The result is a registry model that feels more advisory and less transactional. Babylist is not just asking what you need; it is trying to help you figure out what belongs on the list in the first place. For parents who value discovery, comparison, and a little hand-holding, that can be just as important as a discount code.
Zola’s cash-fund logic
Zola’s own registry philosophy pushes strongly toward flexibility, especially through cash funds. The company says contributors can give by credit card or PayPal, and parents can set up either fixed-amount contributions or open-ended contributions. That structure makes cash-style gifting feel less like a compromise and more like a feature, particularly when one family wants help with a nursery item while another would rather fund a diaper stash, travel gear, or a bigger purchase later.

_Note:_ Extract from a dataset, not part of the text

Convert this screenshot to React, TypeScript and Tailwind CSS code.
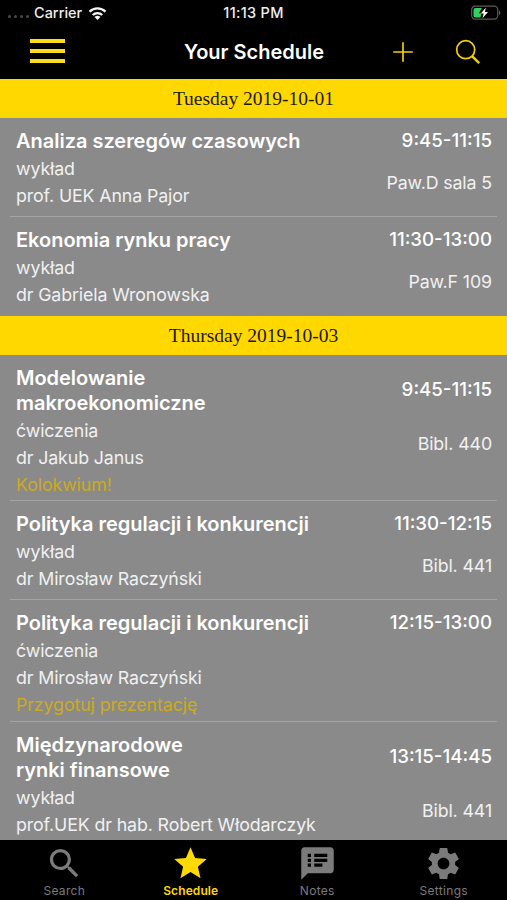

That is part of the broader tradeoff this whole category now revolves around. Store-specific registries deliver merchant perks, welcome boxes, and deep return policies. Universal registries deliver freedom, multi-store choice, and easier group gifting. Zola’s framing shows that the strongest registry for modern parents is often the one that respects both realities at once: some gifts should be selected, some should be pooled, and all of them should be easy to manage before and after the baby arrives.
The real decision
The best registry platform depends on which friction you want to remove. If you want a big retailer with recognizable perks, Amazon and Target make a strong case through completion discounts, welcome offers, and generous returns. If you want a registry that spans stores, supports group gifting, and lets family contribute cash without fuss, Babylist, MyRegistry, and Zola are built around that flexibility.
That is the bigger story in this market. Baby registries are no longer just digital wish lists. They are planning tools, budgeting tools, and social tools, all trying to make the same moment easier: turning a long, expensive stretch of early parenthood into something more organized, more shareable, and a little less chaotic.